Being considerate of others’ feelings, emotions, and ideas.
In its deepest sense, respect is an act of compassion for others; it is the recognition that we are all human beings, wishing to be happy and avoid suffering. People with high integrity will show respect for others, despite their differing opinions or views because they know we are all one at the level of spirit. Despite our differing viewpoints or political affiliations, respect is a neutral ground from which we may better understand each other.
Speaking from our heart and with a high level of truth.
When we communicate from a higher level, we speak clearly, finding a way to communicate that makes sense with our audience. We speak the truth, authentically, from our heart, and with the feelings of others in mind. When we find a difference in political opinion with others, we do not need to pretend to share the same opinion, just for the sake of keeping the peace.
Being candid with our political views can often eliminate the assumption that we share the same views as others, allowing them to keep this in mind when they discuss these topics.

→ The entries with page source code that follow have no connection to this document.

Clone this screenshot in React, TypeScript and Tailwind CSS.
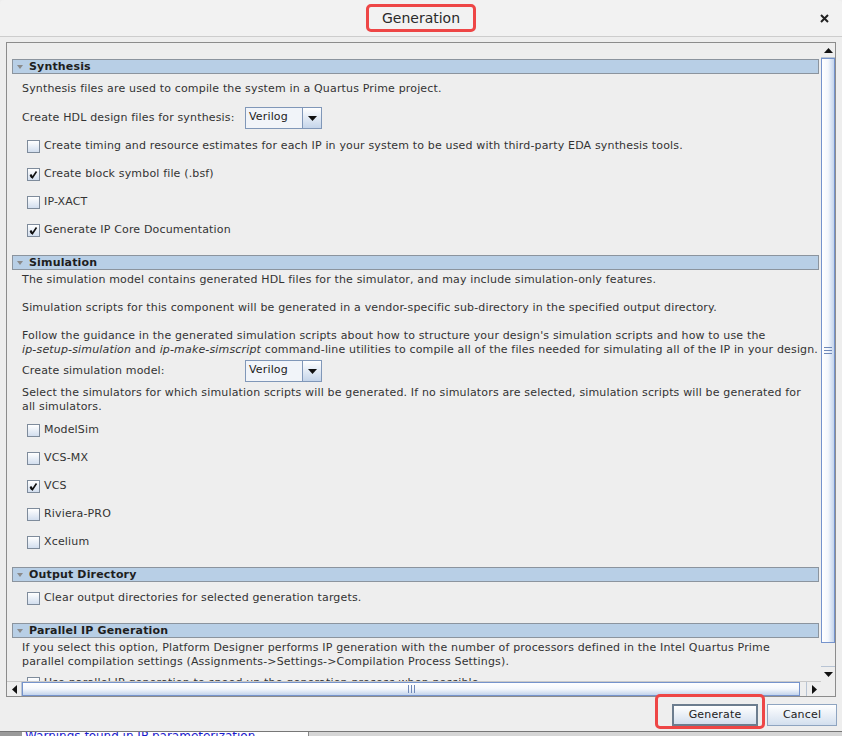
import React from "react";

type CheckProps = { checked?: boolean; label: string };

function Check({ checked, label }: CheckProps) {
  return (
    <div className="flex h-[28px] items-center pl-[15px]">
      <span className="flex h-[13px] w-[13px] shrink-0 items-center justify-center border border-[#7e8b9b] bg-gradient-to-b from-white to-[#d2deee]">
        {checked && (
          <svg width="9" height="9" viewBox="0 0 9 9">
            <path d="M1.5 4.5 L3.5 7.5 L7.5 1.5" fill="none" stroke="#111" strokeWidth="1.6" />
            <path d="M1.5 5 L3.2 7.6" stroke="#111" strokeWidth="2.2" />
          </svg>
        )}
      </span>
      <span className="ml-[4px] whitespace-nowrap">{label}</span>
    </div>
  );
}

function Header({ title }: { title: string }) {
  return (
    <div className="flex h-[15px] items-center border border-[#8b949e] bg-[#b8cfe6] font-bold text-[#1e1e1e]">
      <svg width="6" height="4" viewBox="0 0 6 4" className="ml-[4px] mr-[6px]">
        <path d="M0 0 H6 L3 4 Z" fill="#8a8a8a" />
      </svg>
      <span className="leading-none">{title}</span>
    </div>
  );
}

function Combo() {
  return (
    <div className="flex h-[22px] w-[77px] border border-[#8097b8]">
      <div className="flex flex-1 items-center bg-[#f1f4f9] pb-[2px] pl-[3px] text-[#222]">Verilog</div>
      <div className="flex w-[19px] items-center justify-center border-l border-[#8097b8] bg-gradient-to-b from-white to-[#c5d5ea]">
        <svg width="9" height="5" viewBox="0 0 9 5">
          <path d="M0 0 H9 L4.5 5 Z" fill="#111" />
        </svg>
      </div>
    </div>
  );
}

function Row({ label }: { label: string }) {
  return (
    <div className="flex items-center pl-[10px]">
      <span className="w-[223px] shrink-0 whitespace-nowrap">{label}</span>
      <Combo />
    </div>
  );
}

function Arrow({ dir }: { dir: "up" | "down" | "left" | "right" }) {
  const d = {
    up: "M0 5 H9 L4.5 0 Z",
    down: "M0 0 H9 L4.5 5 Z",
    left: "M5 0 V9 L0 4.5 Z",
    right: "M0 0 V9 L5 4.5 Z",
  }[dir];
  const vert = dir === "up" || dir === "down";
  return (
    <svg width={vert ? 9 : 5} height={vert ? 5 : 9} viewBox={vert ? "0 0 9 5" : "0 0 5 9"}>
      <path d={d} fill="#111" />
    </svg>
  );
}

export default function App() {
  return (
    <div className="flex h-[736px] w-[842px] flex-col overflow-hidden bg-[#eeeeee] font-['DejaVu_Sans','Liberation_Sans',sans-serif] text-[11px] leading-[14px] tracking-[0.16px] text-[#333]">
      {/* title bar */}
      <div className="relative flex h-[37px] shrink-0 items-center justify-center rounded-t-[4px] border-b border-[#cdcdcd] bg-[#f2f2f2]">
        <span className="rounded-[5px] border-[3px] border-[#ee4646] px-[13px] py-[3px] text-[14px] leading-[16px] font-medium tracking-normal text-[#2a2a2a]">
          Generation
        </span>
        <svg width="9" height="9" viewBox="0 0 9 9" className="absolute right-[13px] top-[14px]">
          <path d="M1 1 L8 8 M8 1 L1 8" stroke="#222" strokeWidth="2" />
        </svg>
      </div>

      {/* scroll pane */}
      <div className="ml-[6px] mt-[5px] grid h-[655px] w-[830px] shrink-0 grid-cols-[1fr_14px] grid-rows-[1fr_15px] border border-[#8c8c8c]">
        <div className="overflow-hidden pl-[5px] pr-[2px] pt-[16px]">
          <Header title="Synthesis" />
          <p className="mt-[8px] pl-[10px]">Synthesis files are used to compile the system in a Quartus Prime project.</p>
          <div className="mt-[11px]">
            <Row label="Create HDL design files for synthesis:" />
          </div>
          <div className="mt-[3px]">
            <Check label="Create timing and resource estimates for each IP in your system to be used with third-party EDA synthesis tools." />
            <Check checked label="Create block symbol file (.bsf)" />
            <Check label="IP-XACT" />
            <Check checked label="Generate IP Core Documentation" />
          </div>

          <div className="mt-[11px]">
            <Header title="Simulation" />
          </div>
          <div className="mt-[3px] pl-[10px]">
            <p>The simulation model contains generated HDL files for the simulator, and may include simulation-only features.</p>
            <p className="mt-[14px]">Simulation scripts for this component will be generated in a vendor-specific sub-directory in the specified output directory.</p>
            <p className="mt-[14px] whitespace-nowrap">
              Follow the guidance in the generated simulation scripts about how to structure your design's simulation scripts and how to use the
              <br />
              <i>ip-setup-simulation</i> and <i>ip-make-simscript</i> command-line utilities to compile all of the files needed for simulating all of the IP in your design.
            </p>
          </div>
          <div className="mt-[3px]">
            <Row label="Create simulation model:" />
          </div>
          <p className="mt-[4px] pl-[10px]">
            Select the simulators for which simulation scripts will be generated. If no simulators are selected, simulation scripts will be generated for
            <br />
            all simulators.
          </p>
          <div className="mt-[2px]">
            <Check label="ModelSim" />
            <Check label="VCS-MX" />
            <Check checked label="VCS" />
            <Check label="Riviera-PRO" />
            <Check label="Xcelium" />
          </div>

          <div className="mt-[11px]">
            <Header title="Output Directory" />
          </div>
          <div className="mt-[2px]">
            <Check label="Clear output directories for selected generation targets." />
          </div>

          <div className="mt-[11px]">
            <Header title="Parallel IP Generation" />
          </div>
          <p className="mt-[3px] pl-[10px]">
            If you select this option, Platform Designer performs IP generation with the number of processors defined in the Intel Quartus Prime
            <br />
            parallel compilation settings (Assignments-&gt;Settings-&gt;Compilation Process Settings).
          </p>
          <Check label="Use parallel IP generation to speed up the generation process when possible." />
        </div>

        {/* vertical scrollbar */}
        <div className="flex flex-col bg-[#eeeeee]">
          <div className="flex h-[15px] items-center justify-center border-b border-[#b8c4d4]">
            <Arrow dir="up" />
          </div>
          <div className="flex h-[585px] items-center justify-center border border-[#7593cc] bg-gradient-to-r from-white via-[#f4f7fc] to-[#c3d4ec]">
            <div className="flex w-[8px] flex-col gap-[2px]">
              <span className="h-px bg-[#6f88b8]" />
              <span className="h-px bg-[#6f88b8]" />
              <span className="h-px bg-[#6f88b8]" />
            </div>
          </div>
          <div className="flex-1" />
          <div className="flex h-[15px] items-center justify-center border-t border-[#b8c4d4]">
            <Arrow dir="down" />
          </div>
        </div>

        {/* horizontal scrollbar */}
        <div className="flex border-t border-[#c9c9c9] bg-[#eeeeee]">
          <div className="flex w-[15px] items-center justify-center border-r border-[#b8c4d4]">
            <Arrow dir="left" />
          </div>
          <div className="flex w-[778px] items-center justify-center border border-[#7593cc] bg-gradient-to-b from-white via-[#f4f7fc] to-[#c3d4ec]">
            <div className="flex h-[8px] flex-row gap-[2px]">
              <span className="w-px bg-[#6f88b8]" />
              <span className="w-px bg-[#6f88b8]" />
              <span className="w-px bg-[#6f88b8]" />
            </div>
          </div>
          <div className="flex-1" />
          <div className="flex w-[15px] items-center justify-center border-l border-[#b8c4d4]">
            <Arrow dir="right" />
          </div>
        </div>
        <div className="bg-[#eeeeee]" />
      </div>

      {/* buttons */}
      <div className="flex h-[34px] shrink-0 items-start justify-end gap-[9px] pr-[5px] pt-[7px]">
        <div className="relative">
          <button className="h-[22px] w-[86px] border-2 border-[#6c7d8f] bg-gradient-to-b from-white to-[#d3dfee] text-[11px] text-[#222]">
            Generate
          </button>
          <span className="pointer-events-none absolute left-[-17px] top-[-10px] h-[35px] w-[110px] rounded-[5px] border-[3px] border-[#ee4646]" />
        </div>
        <button className="h-[22px] w-[70px] border border-[#8ea4c0] bg-gradient-to-b from-white to-[#d3dfee] text-[11px] text-[#222]">
          Cancel
        </button>
      </div>

      {/* window behind */}
      <div className="flex h-[5px] shrink-0 border-t border-[#777]">
        <div className="w-[22px] bg-[#9a9a9a]" />
        <div className="w-[286px] overflow-hidden bg-white pl-[3px]">
          <div className="mt-[-2px] whitespace-nowrap text-[12px] leading-[12px] tracking-normal text-[#1a1acc]">Warnings found in IP parameterization</div>
        </div>
        <div className="w-px bg-[#888]" />
        <div className="flex-1 bg-[#d6d6d6]" />
      </div>
    </div>
  );
}
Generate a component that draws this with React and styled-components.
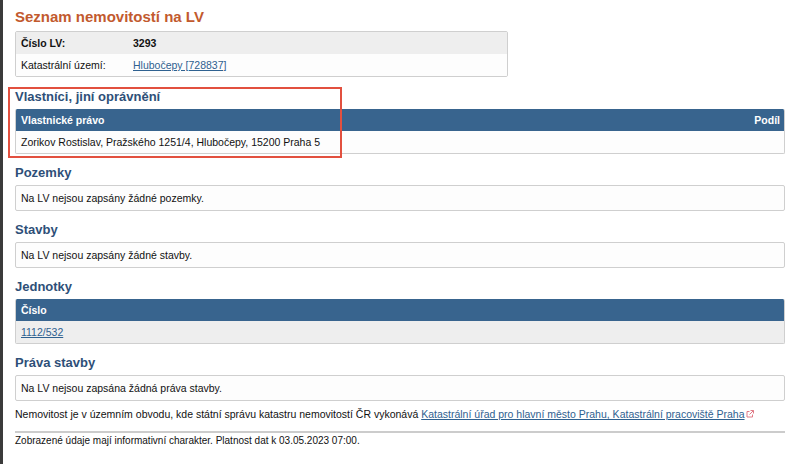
import styled, { createGlobalStyle } from "styled-components";

const GlobalStyle = createGlobalStyle`
  html, body {
    margin: 0;
    padding: 0;
    background: #fff;
  }
  body {
    font-family: "Liberation Sans", Arial, Helvetica, sans-serif;
    font-size: 10.5px;
    color: #111;
  }
`;

const Page = styled.div`
  position: relative;
  min-height: 464px;
  box-sizing: border-box;
  border-left: 3px solid #3b3b3b;
  padding: 7px 15px 0 12px;
`;

const Title = styled.h1`
  margin: 0;
  font-size: 15px;
  line-height: 20px;
  font-weight: bold;
  color: #c25a2e;
`;

const InfoBox = styled.div`
  width: 493px;
  box-sizing: border-box;
  margin-top: 4px;
  border: 1px solid #cfcfcf;
  border-radius: 2px;
  overflow: hidden;
`;

const InfoRow = styled.div`
  display: grid;
  grid-template-columns: 112px 1fr;
  height: 22px;
  align-items: center;
  padding-left: 5px;
  background: ${(p) => (p.$shaded ? "#eeeeee" : "#fdfdfd")};
  font-weight: ${(p) => (p.$bold ? "bold" : "normal")};
`;

const Link = styled.a`
  color: #2f6190;
  text-decoration: underline;
  cursor: pointer;
`;

const Heading = styled.h2`
  margin: ${(p) => p.$top || 10}px 0 3px;
  font-size: 13px;
  line-height: 18px;
  font-weight: bold;
  color: #2e4f78;
`;

const Table = styled.div`
  border: 1px solid #cfcfcf;
  border-top: none;
  border-radius: 2px;
  overflow: hidden;
`;

const HeadRow = styled.div`
  display: flex;
  justify-content: space-between;
  align-items: center;
  height: 22px;
  padding: 0 4px 0 5px;
  background: #38648e;
  color: #fff;
  font-weight: bold;
`;

const BodyRow = styled.div`
  display: flex;
  align-items: center;
  height: 22px;
  padding: 0 5px;
  background: ${(p) => (p.$shaded ? "#eeeeee" : "#fdfdfd")};
`;

const Box = styled.div`
  display: flex;
  align-items: center;
  height: 24px;
  padding: 0 5px;
  border: 1px solid #cfcfcf;
  border-radius: 2px;
  background: #fdfdfd;
`;

const Note = styled.p`
  margin: 6px 0 0;
  line-height: 14px;
  white-space: nowrap;
`;

const ExtIcon = styled.svg`
  width: 8px;
  height: 8px;
  margin-left: 1px;
  vertical-align: 0px;
`;

const Rule = styled.hr`
  margin: 10px 0 0;
  border: none;
  border-top: 2px solid #cccccc;
`;

const Footer = styled.p`
  margin: 1px 0 0;
  font-size: 10px;
  line-height: 14px;
`;

const Marker = styled.div`
  position: absolute;
  left: 5px;
  top: 87px;
  width: 334px;
  height: 71px;
  box-sizing: border-box;
  border: 2px solid #e2503f;
  pointer-events: none;
`;

export default function App() {
  return (
    <>
      <GlobalStyle />
      <Page>
        <Title>Seznam nemovitostí na LV</Title>
        <InfoBox>
          <InfoRow $shaded $bold>
            <span>Číslo LV:</span>
            <span>3293</span>
          </InfoRow>
          <InfoRow>
            <span>Katastrální území:</span>
            <span>
              <Link>Hlubočepy [728837]</Link>
            </span>
          </InfoRow>
        </InfoBox>

        <Heading $top={11}>Vlastníci, jiní oprávnění</Heading>
        <Table>
          <HeadRow>
            <span>Vlastnické právo</span>
            <span>Podíl</span>
          </HeadRow>
          <BodyRow>Zorikov Rostislav, Pražského 1251/4, Hlubočepy, 15200 Praha 5</BodyRow>
        </Table>

        <Heading>Pozemky</Heading>
        <Box>Na LV nejsou zapsány žádné pozemky.</Box>

        <Heading>Stavby</Heading>
        <Box>Na LV nejsou zapsány žádné stavby.</Box>

        <Heading>Jednotky</Heading>
        <Table>
          <HeadRow>
            <span>Číslo</span>
          </HeadRow>
          <BodyRow $shaded>
            <Link>1112/532</Link>
          </BodyRow>
        </Table>

        <Heading>Práva stavby</Heading>
        <Box>Na LV nejsou zapsána žádná práva stavby.</Box>

        <Note>
          Nemovitost je v územním obvodu, kde státní správu katastru nemovitostí ČR vykonává{" "}
          <Link>Katastrální úřad pro hlavní město Prahu, Katastrální pracoviště Praha</Link>
          <ExtIcon viewBox="0 0 8 8">
            <path d="M3.5 1.5H1v5.5h5.5V4.5" fill="none" stroke="#e07a86" strokeWidth="1" />
            <path d="M4.5 0.5h3v3M7.5 0.5L3.5 4.5" fill="none" stroke="#e07a86" strokeWidth="1" />
          </ExtIcon>
        </Note>
        <Rule />
        <Footer>Zobrazené údaje mají informativní charakter. Platnost dat k 03.05.2023 07:00.</Footer>

        <Marker />
      </Page>
    </>
  );
}
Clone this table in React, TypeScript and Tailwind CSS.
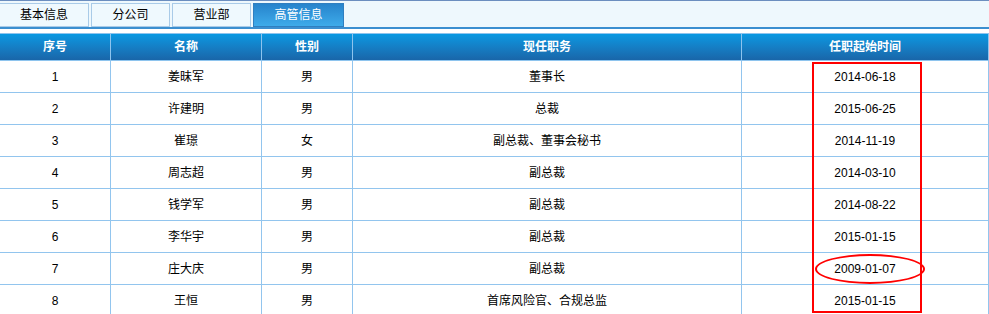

However, it is important to remember that in skillfully speaking your truth, you want to strive to do so in a way that does not cause a further divide, or hurt feelings. Find a way to speak the “sweet” truth.
Creating a safe environment in which ideas may be shared.
Like a yoga teacher holding space in their class, creating a trustworthy environment allows the free-flow of ideas without fear of judgment, misunderstanding, or overreaction. When others trust you, they feel comfortable and are willing to share their feelings with the goal of reaching a higher understanding. Lacking trust, we feel insecure and unwilling to be ourselves. By being trustworthy, we allow others to be open and genuine with us.
Being accountable for our actions and words and understanding the impact they have on those around us.
Our words have consequences, whether in person or posted online. Our social media footprints are growing. What we say on social media does not go away—it lives in the virtual universe forever. What we choose to share on social media becomes that which others identify us. By sharing positive and uplifting messages and content, we create a positive image of ourselves while simultaneously raising the collective consciousness.
Accepting that everyone is entitled to an opinion, and not judging others based on their opinions. Giving people the time and consideration that they deserve.
Deepak Chopra tells us that “Everyone is acting from his own level of consciousness.” Not everyone shares the same political views. When we understand that those views are shaped by the ideals and messages with which a person grew up, we can accept these differences and come to a level of understanding of opinion. When we communicate with those who share different political affiliations, we accept their opinion, and do not try to push our ideals onto them.
Being friendly, considerate, and genuine, through thoughts, words, and actions.
Mark Twain once wrote, “Kindness is the language which the deaf can hear and the blind can see.” Kindness is more than just being nice or polite. Kindness comes from the heart—when we act with kindness, we cannot act from a place of hate. When we are kind, we recognize each other’s differences and we move beyond them. Especially during an election year, we should strive to add more kindness into our daily routine. Kindness gives us the power to right a wrong, it helps us to strengthen relationships, and it leads to happiness. Kindness will always come back to us.
Prior to speaking or acting, ask yourself the following question made famous by longtime radio host Bernard Meltzer: “Before you speak ask yourself if what you are going to say is true, is kind, is necessary, is helpful. If the answer is no, maybe what you are about to say should be left unsaid.”